Home. I haven’t seen my parents or siblings in three months, but that isn’t anything new. I’ve gone just as long during the months I’ve been at school–or even longer during the summers I stayed in Boston to work. I miss them, sure, and my boyfriend and friends as well. But every minute that passes I wonder if I’m ready to go home.

It’s closing in on the end of the year, so naturally I’ve begun thinking about where I was at the beginning of 2013. Well, I was traveling in an old Honda Civic with one of my best friends across the southern belt of America. It’s odd to think, I spent the first month and the last three months of this year doing very different kinds of traveling–both for the first time in my life. It’s set a very high standard for the rest of my years, for certain.

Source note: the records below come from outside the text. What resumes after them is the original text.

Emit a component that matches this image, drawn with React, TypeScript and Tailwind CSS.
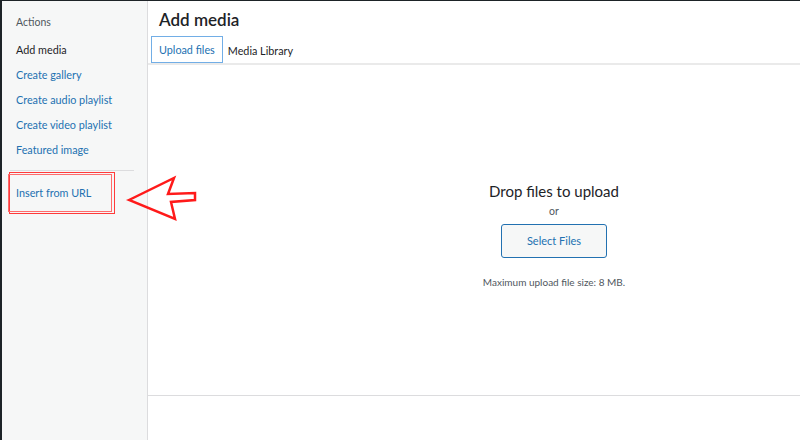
import React from "react";

const MENU = [
  { label: "Add media", active: true },
  { label: "Create gallery" },
  { label: "Create audio playlist" },
  { label: "Create video playlist" },
  { label: "Featured image" },
];

function Arrow() {
  return (
    <svg
      className="absolute left-[120px] top-[170px]"
      width="80"
      height="56"
      viewBox="120 170 80 56"
      fill="none"
    >
      <path
        d="M127 199 L172 177 L166 193 L193 192 L193 199 L169 201 L173 218 Z"
        stroke="#ff1a1a"
        strokeWidth="2.5"
        strokeLinejoin="miter"
      />
    </svg>
  );
}

export default function App() {
  return (
    <div
      className="relative flex h-[440px] w-[800px] overflow-hidden border-t border-l-2 border-[#1d2327] bg-white text-[#1d2327]"
      style={{ fontFamily: 'Lato, "Noto Sans", sans-serif' }}
    >
      {/* Sidebar */}
      <div className="w-[146px] shrink-0 border-r border-[#dcdcde] bg-[#f6f7f7] pt-[13px]">
        <p className="pl-[14px] text-[10.5px] leading-4 text-[#50575e]">Actions</p>
        <ul className="mt-[7px]">
          {MENU.map((item) => (
            <li
              key={item.label}
              className={`pl-[14px] text-[10.8px] leading-[25px] ${
                item.active ? "text-[#1d2327]" : "text-[#2271b1]"
              }`}
            >
              {item.label}
            </li>
          ))}
        </ul>
        <div className="mx-[8px] mt-[8px] w-[124px] border-t border-[#dcdcde]" />
        <div className="relative ml-[7px] mt-[1px] w-[106px]">
          <div className="absolute inset-0 border border-[#ff3b3b]" />
          <div className="absolute -left-[1px] top-[2px] bottom-[2px] right-[3px] border border-[#ff6b6b]" />
          <p className="py-[9px] pl-[7px] text-[10.8px] leading-[24px] text-[#2271b1]">Insert from URL</p>
        </div>
      </div>

      {/* Main */}
      <div className="flex min-w-0 flex-1 flex-col">
        <h1 className="pl-[11px] pt-[7px] text-[17px] font-semibold leading-6">Add media</h1>
        <div className="flex items-end border-b-2 border-[#eaeaea] pl-[3px] pt-[4px]">
          <div className="border border-[#72aee6] px-[7px] text-[10.8px] leading-[25px] text-[#2271b1]">
            Upload files
          </div>
          <div className="px-[5px] text-[10.8px] leading-[25px]">Media Library</div>
        </div>

        <div className="flex w-[812px] flex-1 flex-col items-center pt-[114px]">
          <p className="text-[15px] leading-6 text-[#1d2327]">Drop files to upload</p>
          <p className="text-[10.5px] leading-4 text-[#50575e]">or</p>
          <button className="mt-[5px] h-[34px] w-[106px] rounded-[3px] border border-[#2271b1] bg-[#f6f7f7] text-[11px] text-[#2271b1]">
            Select Files
          </button>
          <p className="mt-[17px] text-[10px] text-[#50575e]">Maximum upload file size: 8 MB.</p>
        </div>

        <div className="h-[45px] border-t border-[#dcdcde]" />
      </div>

      <Arrow />
    </div>
  );
}
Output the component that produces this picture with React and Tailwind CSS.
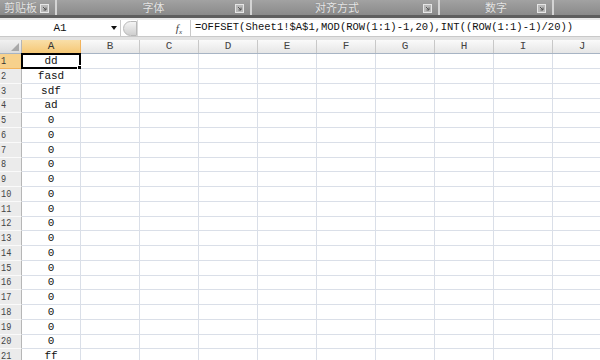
import React from 'react';

const cols = ['A', 'B', 'C', 'D', 'E', 'F', 'G', 'H', 'I', 'J'];
const vals = ['dd', 'fasd', 'sdf', 'ad', ...Array(16).fill('0'), 'ff'];

function Launcher() {
  return (
    <svg width="9" height="9" viewBox="0 0 9 9" className="shrink-0">
      <rect x="0.5" y="0.5" width="8" height="8" fill="#b8b8b8" stroke="#e6e6e6" />
      <path d="M3 3 L6 6 M6 3.5 V6 H3.5" stroke="#555" strokeWidth="1" fill="none" />
    </svg>
  );
}

function Group({ label, w, labelClass = 'justify-center', last }) {
  return (
    <div className={`relative flex h-full items-center ${w} shrink-0 border-r-2 border-[#d4d4d4]`}>
      <div className={`flex flex-1 ${labelClass}`}>
        <span className="text-[11px] leading-none text-[#e6e6e6] [text-shadow:0_0_1px_#777]">{label}</span>
      </div>
      {!last && <div className="absolute right-[6px] top-[4px]"><Launcher /></div>}
    </div>
  );
}

export default function App() {
  const mono = { fontFamily: '"Liberation Mono", "Noto Sans CJK SC", monospace' };
  return (
    <div className="h-[360px] w-[600px] overflow-hidden bg-white" style={{ fontFamily: '"Noto Sans CJK SC", sans-serif' }}>
      {/* Ribbon group labels */}
      <div className="flex h-[15px] bg-gradient-to-b from-[#a2a2a2] to-[#8a8a8a]">
        <Group label="剪贴板" w="w-[57px]" labelClass="justify-start pl-[4px]" />
        <Group label="字体" w="w-[195px]" />
        <Group label="对齐方式" w="w-[188px]" labelClass="justify-start pl-[63px]" />
        <Group label="数字" w="w-[114px]" />
        <div className="flex-1" />
      </div>
      <div className="h-[3px] bg-[#5e5e5e]" />
      <div className="h-[2px] bg-[#e9e9e9]" />
      {/* Formula bar */}
      <div className="flex h-[17px] items-stretch bg-white border-b border-[#c9c9c9]" style={mono}>
        <div className="relative flex w-[121px] items-center justify-center border-r border-[#c9c9c9]">
          <span className="text-[11px] text-[#111]">A1</span>
          <span className="absolute right-[3px] top-[6px] h-0 w-0 border-x-[3px] border-t-[4px] border-x-transparent border-t-[#111]" />
        </div>
        <div className="flex w-[70px] items-center border-r border-[#c9c9c9]">
          <div className="ml-[2px] h-[15px] w-[14px] rounded-l-full border border-[#b8b8b8] bg-gradient-to-b from-[#f4f4f4] to-[#cfcfcf]" />
          <div className="h-full w-px bg-[#d8d8d8]" />
          <div className="flex-1" />
          <span className="mr-[8px] text-[11px] italic text-[#444]" style={{ fontFamily: '"Liberation Serif", serif' }}>f<sub className="text-[7px]">x</sub></span>
        </div>
        <div className="flex flex-1 items-center pl-[4px] text-[10.5px] whitespace-nowrap text-[#111]">
          =OFFSET(Sheet1!$A$1,MOD(ROW(1:1)-1,20),INT((ROW(1:1)-1)/20))
        </div>
      </div>
      <div className="h-[3px] bg-[#e3e3e3]" />
      {/* Column headers */}
      <div className="flex h-[14px] border-b border-[#a7b4c4]" style={mono}>
        <div className="relative w-[22px] shrink-0 border-r border-[#b6b6b6] bg-gradient-to-b from-[#f1f1f1] to-[#dcdcdc]">
          <span className="absolute bottom-[2px] right-[2px] h-0 w-0 border-b-[8px] border-l-[8px] border-b-[#a9a9a9] border-l-transparent" />
        </div>
        {cols.map((c, i) => (
          <div
            key={c}
            className={`flex w-[59px] shrink-0 items-center justify-center border-r text-[11px] ${
              i === 0
                ? 'border-[#f2b35c] bg-gradient-to-b from-[#f9dfa8] to-[#f5c774] text-[#333]'
                : 'border-[#c8c8c8] bg-gradient-to-b from-[#fafafa] to-[#e6e6e6] text-[#444]'
            }`}
          >
            {c}
          </div>
        ))}
      </div>
      {/* Rows */}
      {vals.map((v, r) => (
        <div key={r} className={`flex shrink-0 ${r % 4 === 3 ? 'h-[14px]' : 'h-[15px]'}`} style={mono}>
          <div
            className={`flex w-[22px] shrink-0 items-center pl-[1px] border-r border-b text-[11px] ${
              r === 0
                ? 'border-[#f2b35c] bg-[#f7d18c] text-[#333]'
                : 'border-r-[#b6b6b6] border-b-[#fafafa] bg-[#ebebeb] text-[#444]'
            }`}
          >
            <span className="inline-block origin-left scale-x-[0.78]">{r + 1}</span>
          </div>
          {cols.map((c, i) => (
            <div key={c} className="relative flex w-[59px] shrink-0 items-center justify-center border-r border-b border-[#dadfe8] text-[11px] text-[#111]">
              {i === 0 ? v : ''}
              {i === 0 && r === 0 && (
                <div className="pointer-events-none absolute -left-[1px] -top-[1px] h-[16px] w-[60px] border-2 border-black">
                  <span className="absolute -bottom-[3px] -right-[3px] h-[5px] w-[5px] border border-white bg-black" />
                </div>
              )}
            </div>
          ))}
        </div>
      ))}
    </div>
  );
}
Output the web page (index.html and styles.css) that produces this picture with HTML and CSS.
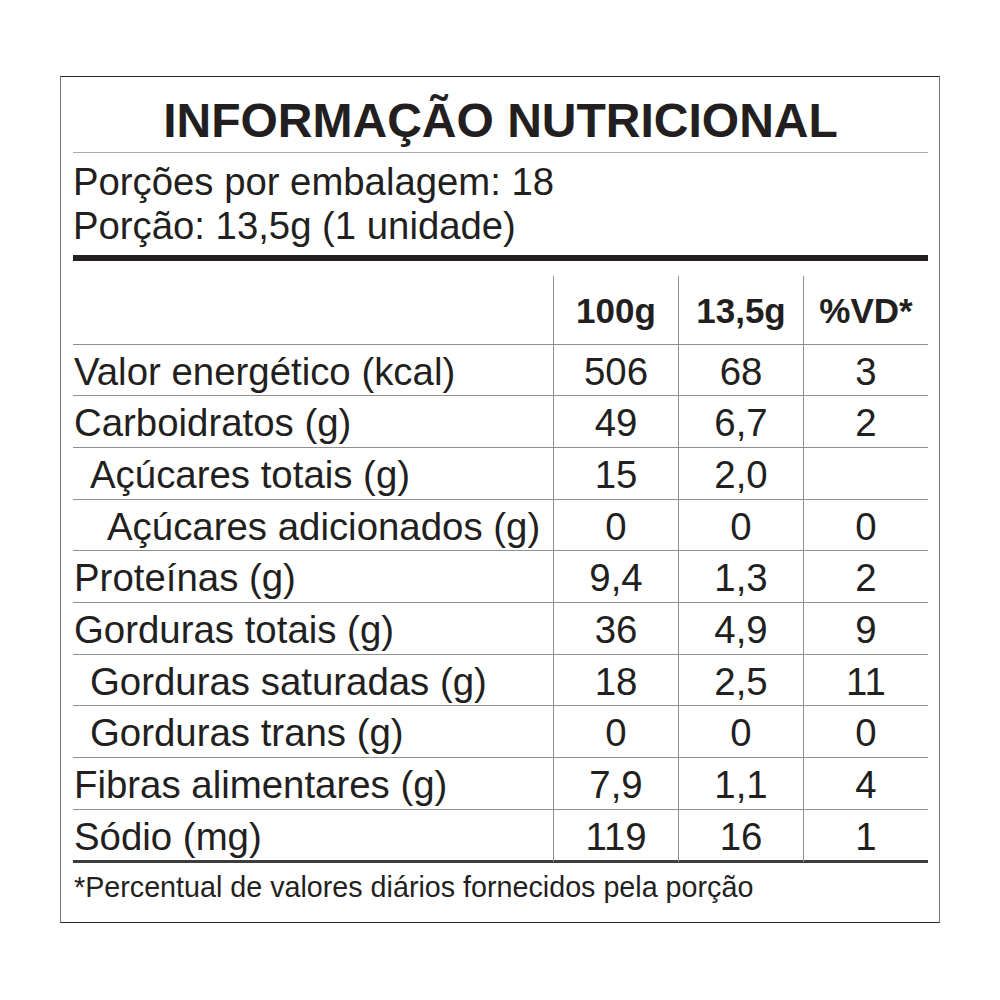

But I bring this up because towards the end of the road trip, and for a few days after I returned to Boston, I felt a great disappointment that the adventure had ended. I had adjusted to life continually on the move, and whatever discomforts living out of a car posed were nothing compared to the feeling of freedom I was experiencing for the first time. I could live out of a single backpack, I had proved to myself, for a month–which meant I could do it for a whole lot longer if I needed to. All of the other things I had collected over the years, I realized, I could simply leave behind.

That was easy. It was going back to that apartment, filled with stuff, that was a shock. And, of course, going back to work and school full time–though I found that last semester to be more rewarding than the entirety of my aggregated college experience up to that point.

But whatever dismay I was feeling from getting off the road was quickly displaced by grief. After the first day of classes, I found out that my best friend from childhood had committed suicide, and since then, that’s what every feeling I had for the rest of the year was about. If I was sad, I was doubly sad, because I missed her. If I screwed something up, it was two-fold because I had also let her down.

Even when I was happy, my smile would always turn into a sad one, wishing she could have been there to share the joy. “If there had only been moments like this,” I would think to myself, “maybe she wouldn’t have left like she did.”

These thoughts are debilitating, I know, but I have them none the less.

Getting back to my point–I’m about to leave Lebanon, after three months on a kind of solitary writer’s retreat, to go back to that place–so filled will stuff and outlined in memories. I’ll have to start applying for jobs and paying student loans and, for a short time at least, start living with my parents again, in a room that I’ve never lived in filled with boxes–some of which I haven’t seen since high-school.

It won’t be so bad. I’m already planning to leave in June, for the west coast again, this time fore a more permanent move. But nothing is really permanent–not for me anyway. I’ve got to keep moving.

There are some things I just can’t let catch up with me.